Dougal1957 last edited by
I would expect that the Thermistor from BIQU is probably one of the std Chinese types that are generally a beta value of 3950 at 25/50 (These are the common ones currently used and are defiantly the ones the Keenovo use in there silicon beds.
edit Link to Thermistor temp table added
DjDemonD last edited by
I use an online calculator to get the B value and select 190 and 250 as my two reference temps then check it against a k-type thermocouple placed against the nozzle with thermal compound on it, sure it probably reads way off at much below 190 but then that doesn't matter. https://www.ametherm.com/thermistor/ntc-thermistor-beta
Or try pt100 / pt1000
Thanks to everyone for useful suggestions. I have tested all and got wildly different results. Then I dug in a bit deeper into this whole calibration issue and found that there is really no good way to do it without dismantling the hotend. The best option is to calibrate the thermistor in a precise bath thermostat before putting it in. You might be able to obtain a sensible result by doing an in-place calibration if your hotend is small and well-insulated, but with the Diamond Hotend, that is nearly impossible.
I went ahead and did it the hard way, using a trick that does not seem to be easily reproducible. I did realize early on that it was a stupid thing to do, but it was too much fun to quit, and in the end, I did achieve a passable result. I have summarized my findings at https://github.com/selkovjr/gt-2-thermistor-experiment
The next time I have to do it (my bed thermistor is next), I will construct an external thermostat.

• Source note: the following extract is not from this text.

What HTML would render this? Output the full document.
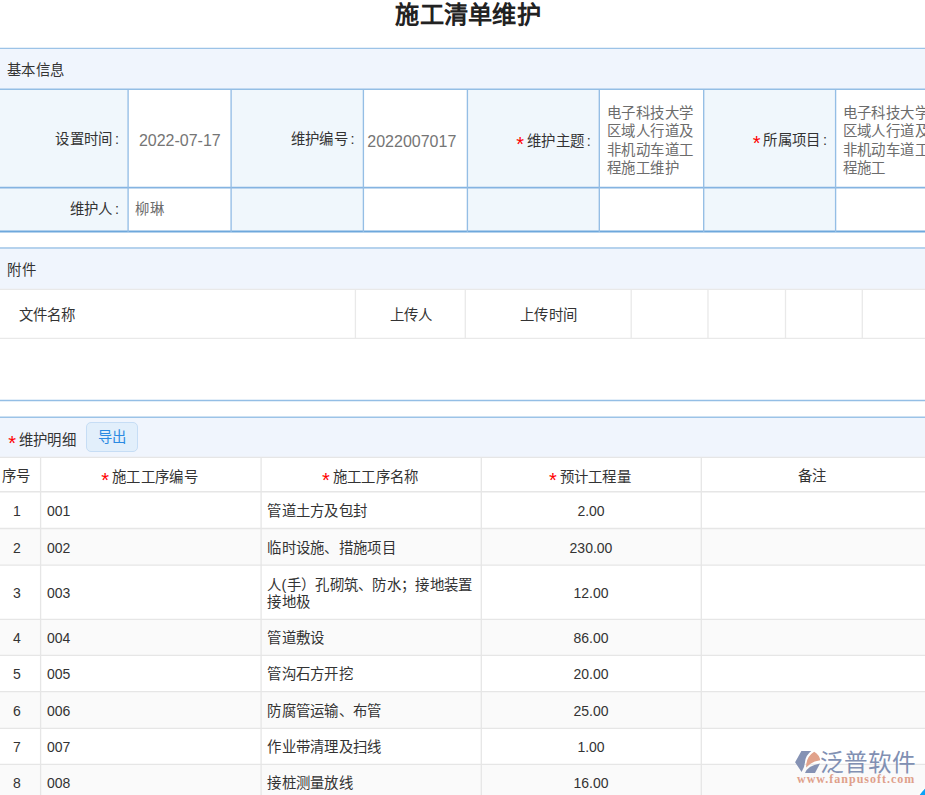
<!DOCTYPE html>
<html lang="zh-CN">
<head>
<meta charset="utf-8">
<title>施工清单维护</title>
<style>
html,body{margin:0;padding:0;}
body{width:925px;height:795px;overflow:hidden;background:#fff;position:relative;
 font-family:"Liberation Sans",sans-serif;font-size:14px;color:#333;}
.ln{position:absolute;}
.lines{position:absolute;left:0;top:0;}
.t{position:absolute;white-space:nowrap;font-size:14px;}
.cj{font-size:14.4px;letter-spacing:0.3px;}
.dk{color:#333;}
.val{color:#6c6c6c;}
.val16{color:#757575;font-size:16px;}
.ta{white-space:normal;line-height:18.5px;word-break:break-all;}
.title{letter-spacing:0.3px;font-size:24.2px;font-weight:bold;color:#222;}
.star{color:#f00;font-size:20px;line-height:0;position:relative;top:5px;display:inline-block;width:8px;margin-right:-1.6px;}
.cl{margin-left:2.5px;}
.wm1{font-size:23.6px;font-weight:500;color:#8190b3;letter-spacing:0;}
.wm2{font-family:"Liberation Serif",serif;font-weight:bold;font-size:12px;color:#dfa08a;letter-spacing:1px;}
.btn{font-size:14.4px;position:absolute;box-sizing:border-box;border:1px solid #c6ddf5;background:#e2effb;border-radius:5px;color:#2b8ae2;text-align:center;}
</style>
</head>
<body>
<div class="ln" style="left:0px;top:49px;width:925px;height:40px;background:#f0f5fd"></div>
<div class="ln" style="left:0px;top:90px;width:128px;height:141px;background:#f0f7fc"></div>
<div class="ln" style="left:231px;top:90px;width:133px;height:141px;background:#f0f7fc"></div>
<div class="ln" style="left:467px;top:90px;width:132px;height:141px;background:#f0f7fc"></div>
<div class="ln" style="left:704px;top:90px;width:132px;height:141px;background:#f0f7fc"></div>
<div class="ln" style="left:0px;top:249px;width:925px;height:40px;background:#f0f5fd"></div>
<div class="ln" style="left:0px;top:418px;width:925px;height:40px;background:#f0f5fd"></div>
<div class="ln" style="left:0px;top:528px;width:925px;height:37px;background:#fafafa"></div>
<div class="ln" style="left:0px;top:619px;width:925px;height:36px;background:#fafafa"></div>
<div class="ln" style="left:0px;top:692px;width:925px;height:36px;background:#fafafa"></div>
<div class="ln" style="left:0px;top:764px;width:925px;height:37px;background:#fafafa"></div>
<svg class="lines" width="925" height="795" viewBox="0 0 925 795">
<line x1="0" y1="48.4" x2="925" y2="48.4" stroke="#9cc3e7" stroke-width="1.3"/>
<line x1="0" y1="89.3" x2="925" y2="89.3" stroke="#94bee5" stroke-width="1.4"/>
<line x1="0" y1="187.6" x2="925" y2="187.6" stroke="#85b4e1" stroke-width="1.9"/>
<line x1="0" y1="231.5" x2="925" y2="231.5" stroke="#6ea8dc" stroke-width="2"/>
<line x1="128.1" y1="89" x2="128.1" y2="232" stroke="#94bee5" stroke-width="1.35"/>
<line x1="231.1" y1="89" x2="231.1" y2="232" stroke="#94bee5" stroke-width="1.35"/>
<line x1="363.4" y1="89" x2="363.4" y2="232" stroke="#94bee5" stroke-width="1.35"/>
<line x1="467.4" y1="89" x2="467.4" y2="232" stroke="#94bee5" stroke-width="1.35"/>
<line x1="599.3" y1="89" x2="599.3" y2="232" stroke="#94bee5" stroke-width="1.35"/>
<line x1="703.7" y1="89" x2="703.7" y2="232" stroke="#94bee5" stroke-width="1.35"/>
<line x1="835.6" y1="89" x2="835.6" y2="232" stroke="#94bee5" stroke-width="1.35"/>
<line x1="0" y1="248.1" x2="925" y2="248.1" stroke="#9cc3e7" stroke-width="1.5"/>
<line x1="0" y1="289.3" x2="925" y2="289.3" stroke="#e9e9e9" stroke-width="1.3"/>
<line x1="0" y1="338.3" x2="925" y2="338.3" stroke="#e9e9e9" stroke-width="1.3"/>
<line x1="355.4" y1="289" x2="355.4" y2="338.5" stroke="#e9e9e9" stroke-width="1.3"/>
<line x1="465.3" y1="289" x2="465.3" y2="338.5" stroke="#e9e9e9" stroke-width="1.3"/>
<line x1="631.2" y1="289" x2="631.2" y2="338.5" stroke="#e9e9e9" stroke-width="1.3"/>
<line x1="708" y1="289" x2="708" y2="338.5" stroke="#e9e9e9" stroke-width="1.3"/>
<line x1="785.5" y1="289" x2="785.5" y2="338.5" stroke="#e9e9e9" stroke-width="1.3"/>
<line x1="862.3" y1="289" x2="862.3" y2="338.5" stroke="#e9e9e9" stroke-width="1.3"/>
<line x1="0" y1="400.5" x2="925" y2="400.5" stroke="#94bee5" stroke-width="1.3"/>
<line x1="0" y1="417.2" x2="925" y2="417.2" stroke="#9cc3e7" stroke-width="1.4"/>
<line x1="0" y1="457.3" x2="925" y2="457.3" stroke="#e6e6e6" stroke-width="1.3"/>
<line x1="0" y1="491.75" x2="925" y2="491.75" stroke="#e6e6e6" stroke-width="1.3"/>
<line x1="0" y1="528.5" x2="925" y2="528.5" stroke="#e6e6e6" stroke-width="1.3"/>
<line x1="0" y1="565.05" x2="925" y2="565.05" stroke="#e6e6e6" stroke-width="1.3"/>
<line x1="0" y1="619.4" x2="925" y2="619.4" stroke="#e6e6e6" stroke-width="1.3"/>
<line x1="0" y1="655.3" x2="925" y2="655.3" stroke="#e6e6e6" stroke-width="1.3"/>
<line x1="0" y1="691.6" x2="925" y2="691.6" stroke="#e6e6e6" stroke-width="1.3"/>
<line x1="0" y1="728.3" x2="925" y2="728.3" stroke="#e6e6e6" stroke-width="1.3"/>
<line x1="0" y1="764.3" x2="925" y2="764.3" stroke="#e6e6e6" stroke-width="1.3"/>
<line x1="40.6" y1="457.5" x2="40.6" y2="797.5" stroke="#e6e6e6" stroke-width="1.3"/>
<line x1="261.1" y1="457.5" x2="261.1" y2="797.5" stroke="#e6e6e6" stroke-width="1.3"/>
<line x1="481.3" y1="457.5" x2="481.3" y2="797.5" stroke="#e6e6e6" stroke-width="1.3"/>
<line x1="701.3" y1="457.5" x2="701.3" y2="797.5" stroke="#e6e6e6" stroke-width="1.3"/>
</svg>
<div class="t title" style="left:268.2px;width:400px;text-align:center;top:0.3px;line-height:30px;">施工清单维护</div>
<div class="t dk cj" style="left:7.2px;top:61.1px;line-height:18px;">基本信息</div>
<div class="t dk cj" style="left:-180.6px;width:300px;text-align:right;top:130.0px;line-height:18px;">设置时间<span class="cl">:</span></div>
<div class="t val16" style="left:138.9px;top:131.9px;line-height:18px;">2022-07-17</div>
<div class="t dk cj" style="left:54.69999999999999px;width:300px;text-align:right;top:129.6px;line-height:18px;">维护编号<span class="cl">:</span></div>
<div class="t val16" style="left:367.3px;top:133.1px;line-height:18px;">2022007017</div>
<div class="t dk cj" style="left:291px;width:300px;text-align:right;top:131.8px;line-height:18px;"><span class="star">*</span> 维护主题<span class="cl">:</span></div>
<div class="t val ta cj" style="left:607px;top:103.7px;width:92px;letter-spacing:0.4px;">电子科技大学区域人行道及非机动车道工程施工维护</div>
<div class="t dk cj" style="left:527.4px;width:300px;text-align:right;top:131.4px;line-height:18px;"><span class="star">*</span> 所属项目<span class="cl">:</span></div>
<div class="t val ta cj" style="left:842.6px;top:103.7px;width:92px;letter-spacing:0.4px;">电子科技大学区域人行道及非机动车道工程施工</div>
<div class="t dk cj" style="left:-180.7px;width:300px;text-align:right;top:199.9px;line-height:18px;">维护人<span class="cl">:</span></div>
<div class="t val cj" style="left:135.3px;top:199.9px;line-height:18px;">柳琳</div>
<div class="t dk cj" style="left:7.3px;top:260.5px;line-height:18px;">附件</div>
<div class="t dk cj" style="left:18.6px;top:305.8px;line-height:18px;">文件名称</div>
<div class="t dk cj" style="left:261.2px;width:300px;text-align:center;top:306.2px;line-height:18px;">上传人</div>
<div class="t dk cj" style="left:398.70000000000005px;width:300px;text-align:center;top:306.2px;line-height:18px;">上传时间</div>
<div class="t dk cj" style="left:8.2px;top:430.7px;line-height:18px;"><span class="star">*</span> 维护明细</div>
<div class="btn" style="left:86px;top:422px;width:52px;height:30px;line-height:29px;">导出</div>
<div class="t dk cj" style="left:-13.7px;width:60px;text-align:center;top:467.3px;line-height:18px;">序号</div>
<div class="t dk cj" style="left:-0.4000000000000057px;width:300px;text-align:center;top:468.3px;line-height:18px;"><span class="star">*</span> 施工工序编号</div>
<div class="t dk cj" style="left:220.2px;width:300px;text-align:center;top:468.3px;line-height:18px;"><span class="star">*</span> 施工工序名称</div>
<div class="t dk cj" style="left:440.0px;width:300px;text-align:center;top:468.3px;line-height:18px;"><span class="star">*</span> 预计工程量</div>
<div class="t dk cj" style="left:662.5px;width:300px;text-align:center;top:467.3px;line-height:18px;">备注</div>
<div class="t dk" style="left:-3.0px;width:40px;text-align:center;top:502.12px;line-height:18px;">1</div>
<div class="t dk" style="left:47px;top:502.12px;line-height:18px;">001</div>
<div class="t dk cj" style="left:267.3px;top:502.03px;line-height:18px;">管道土方及包封</div>
<div class="t dk" style="left:441.0px;width:300px;text-align:center;top:502.12px;line-height:18px;">2.00</div>
<div class="t dk" style="left:-3.0px;width:40px;text-align:center;top:538.77px;line-height:18px;">2</div>
<div class="t dk" style="left:47px;top:538.77px;line-height:18px;">002</div>
<div class="t dk cj" style="left:267.3px;top:538.67px;line-height:18px;">临时设施、措施项目</div>
<div class="t dk" style="left:441.0px;width:300px;text-align:center;top:538.77px;line-height:18px;">230.00</div>
<div class="t dk" style="left:-3.0px;width:40px;text-align:center;top:584.22px;line-height:18px;">3</div>
<div class="t dk" style="left:47px;top:584.22px;line-height:18px;">003</div>
<div class="t dk cj" style="left:267.3px;top:576.6249999999999px;width:214px;line-height:17.6px;white-space:normal;">人(手）孔砌筑、防水；接地装置<br>接地极</div>
<div class="t dk" style="left:441.0px;width:300px;text-align:center;top:584.22px;line-height:18px;">12.00</div>
<div class="t dk" style="left:-3.0px;width:40px;text-align:center;top:629.35px;line-height:18px;">4</div>
<div class="t dk" style="left:47px;top:629.35px;line-height:18px;">004</div>
<div class="t dk cj" style="left:267.3px;top:629.25px;line-height:18px;">管道敷设</div>
<div class="t dk" style="left:441.0px;width:300px;text-align:center;top:629.35px;line-height:18px;">86.00</div>
<div class="t dk" style="left:-3.0px;width:40px;text-align:center;top:665.45px;line-height:18px;">5</div>
<div class="t dk" style="left:47px;top:665.45px;line-height:18px;">005</div>
<div class="t dk cj" style="left:267.3px;top:665.35px;line-height:18px;">管沟石方开挖</div>
<div class="t dk" style="left:441.0px;width:300px;text-align:center;top:665.45px;line-height:18px;">20.00</div>
<div class="t dk" style="left:-3.0px;width:40px;text-align:center;top:701.95px;line-height:18px;">6</div>
<div class="t dk" style="left:47px;top:701.95px;line-height:18px;">006</div>
<div class="t dk cj" style="left:267.3px;top:701.85px;line-height:18px;">防腐管运输、布管</div>
<div class="t dk" style="left:441.0px;width:300px;text-align:center;top:701.95px;line-height:18px;">25.00</div>
<div class="t dk" style="left:-3.0px;width:40px;text-align:center;top:738.3px;line-height:18px;">7</div>
<div class="t dk" style="left:47px;top:738.3px;line-height:18px;">007</div>
<div class="t dk cj" style="left:267.3px;top:738.2px;line-height:18px;">作业带清理及扫线</div>
<div class="t dk" style="left:441.0px;width:300px;text-align:center;top:738.3px;line-height:18px;">1.00</div>
<div class="t dk" style="left:-3.0px;width:40px;text-align:center;top:774.45px;line-height:18px;">8</div>
<div class="t dk" style="left:47px;top:774.45px;line-height:18px;">008</div>
<div class="t dk cj" style="left:267.3px;top:774.35px;line-height:18px;">接桩测量放线</div>
<div class="t dk" style="left:441.0px;width:300px;text-align:center;top:774.45px;line-height:18px;">16.00</div>
<svg class="logo" style="position:absolute;left:790px;top:742px;" width="135" height="53" viewBox="790 742 135 53">
<path d="M795.1 762.3 L801.4 751.1 L811.3 751.1 Q805.6 755.5 805 762 Q804.8 766.5 801.6 771.9 Z" fill="#8592b4"/>
<path d="M814.2 751.7 Q819.6 755 820.2 760.3 Q811.5 761.2 806.2 767.6 Q805.6 757 814.2 751.7 Z" fill="#e1a28b"/>
<path d="M820 763.4 L815 773.1 L805 773.1 Q807.5 765.5 820 763.4 Z" fill="#8592b4"/>
<circle cx="945" cy="811.2" r="31" fill="#0aa2f8" stroke="#fdfcf8" stroke-width="2"/>
</svg>
<div class="t wm1" style="left:820.2px;top:748.1px;line-height:30px;">泛普软件</div>
<div class="t wm2" style="left:797px;top:771px;line-height:16px;">www.fanpusoft.com</div>
</body>
</html>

David, your suggestion that it could be104GT seems to have been spot-on, although the best-fitting curve looks almost parallel to 102GT, which is an odd one in the family. It is possible that it is a somewhat odd 104GT. Maybe it is a QC reject. Its room-temperature resistance is within the norm but the estimated B value is almost 3% off. I posted a couple NLS fits on that github page.